The RMG sector has otherwise proved itself to be a boon for Bangladesh. It is the mainstay of its economy, facilitating its sustained 6.0 per cent plus gross domestic product (GDP) growth over the years. It has provided millions of jobs both within the industry and those connected with backward linkages. Only recently, BGMEA said that it will de-register 850 factories for non-compliance — 600 this month and the rest in February. A similar move was taken in 2002 when 550 factories were thrown out of the trade promotion organization, and yet several tragedies occurred over the last 10 years, the worst of which was at Tazreen factory. This clearly shows that the step was not practical.
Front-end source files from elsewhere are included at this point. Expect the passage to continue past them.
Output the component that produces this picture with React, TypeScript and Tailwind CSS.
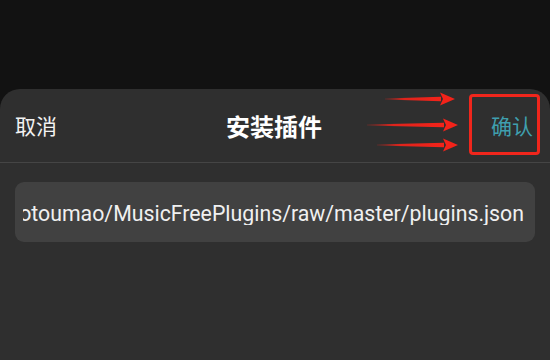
import React from "react";

const CJK = { fontFamily: '"Noto Sans CJK SC", "Noto Sans", sans-serif' };

function Arrow({ x1, x2, y }: { x1: number; x2: number; y: number }) {
  const headLen = 14;
  const hx = x2 - headLen;
  return (
    <g>
      <polygon
        points={`${x1},${y - 0.6} ${hx},${y - 2.2} ${hx},${y + 2.2} ${x1},${y + 0.6}`}
        fill="url(#shaft)"
      />
      <polygon points={`${hx - 1},${y - 6.5} ${x2},${y} ${hx - 1},${y + 6.5} ${hx + 2},${y}`} fill="#f3231a" />
    </g>
  );
}

export default function App() {
  return (
    <div className="relative w-[550px] h-[360px] bg-[#121212] flex flex-col overflow-hidden">
      <div className="h-[89px] shrink-0" />
      <div className="flex-1 rounded-t-[20px] bg-[#2f2f2f] flex flex-col">
        <div className="h-[74px] flex items-center justify-between pl-[15px] pr-[17px] border-b border-[#454545]" style={CJK}>
          <span className="text-[21px] text-[#f2f2f2] leading-none">取消</span>
          <span className="text-[24px] font-bold text-white leading-none">安装插件</span>
          <span className="text-[21px] text-[#3f9fae] leading-none">确认</span>
        </div>
        <div className="mx-[15px] mt-[19px] h-[60px] rounded-[9px] bg-[#414141] flex items-center pl-[8px] pr-[11px] pt-[4px]">
          <div className="flex-1 min-w-0 overflow-hidden flex justify-end">
            <span
              className="whitespace-nowrap text-[21.3px] text-[#f0f0f0] leading-none"
              style={{ fontFamily: 'Roboto, "Liberation Sans", sans-serif' }}
            >
              https://gitee.com/maotoumao/MusicFreePlugins/raw/master/plugins.json
            </span>
          </div>
        </div>
      </div>
      <div className="absolute left-[469px] top-[94px] w-[71px] h-[61px] border-[3px] border-[#f0261c] rounded-[4px]" />
      <svg className="absolute left-0 top-0" width="550" height="360" viewBox="0 0 550 360">
        <defs>
          <linearGradient id="shaft" x1="0" x2="1" y1="0" y2="0">
            <stop offset="0" stopColor="#f3231a" stopOpacity="0.2" />
            <stop offset="0.35" stopColor="#f3231a" stopOpacity="0.9" />
            <stop offset="1" stopColor="#f3231a" />
          </linearGradient>
        </defs>
        <Arrow x1={385} x2={455} y={99} />
        <Arrow x1={367} x2={458} y={125} />
        <Arrow x1={377} x2={458} y={145} />
      </svg>
    </div>
  );
}
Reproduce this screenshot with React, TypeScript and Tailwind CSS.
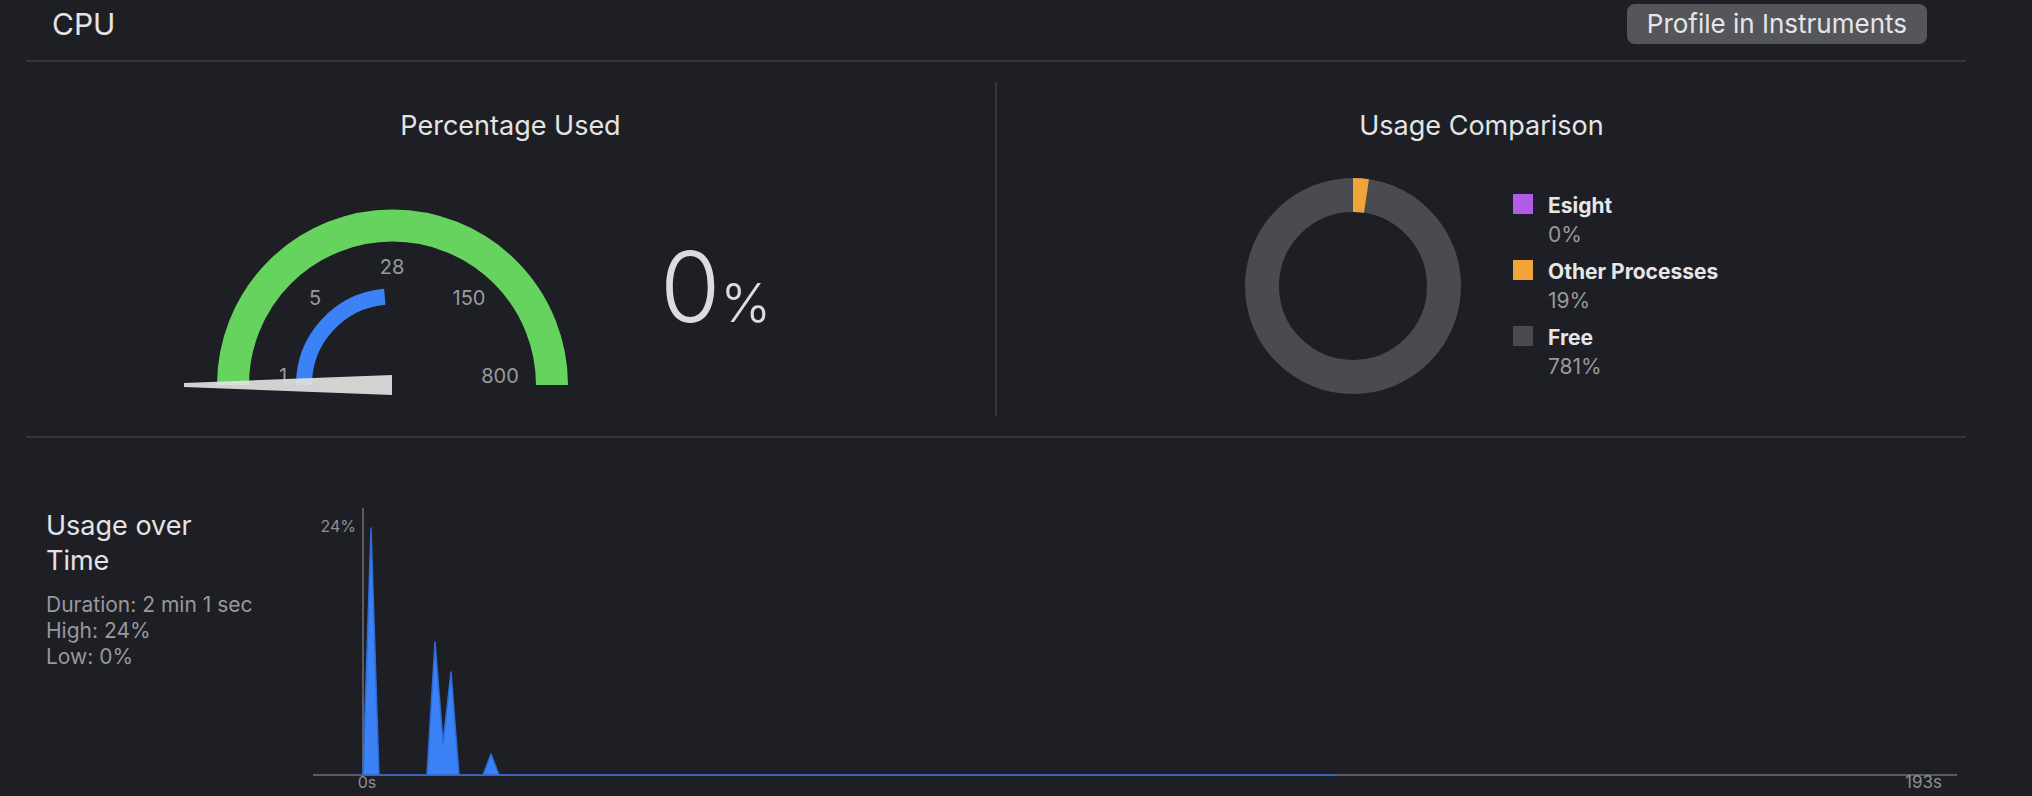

So what guarantee is there that it will not be repeated?

Bangladesh now being on the watch-list, international buyers and consumers would like to see effective steps in place to help avert a new tragedy. Just because of a few grossly non-compliant operators, the whole sector is getting a bad name and as such, running the risk of losing markets.

Under such circumstances, restoring the image of the country’s RMG sector is now an urgent national task. The government, the apparel owners, workers’ representatives and all others do need to urgently put in their joint efforts to facilitate sustained development of the industry.

The prospects for Bangladesh’s accelerated growth performance do largely hinge on the developments in its RMG sector. So also the scope for creating employment for new workers will depend on unhindered growth of this sector, in view of the new dynamics of the global RMG market following rising level of workers’ wages in countries like China.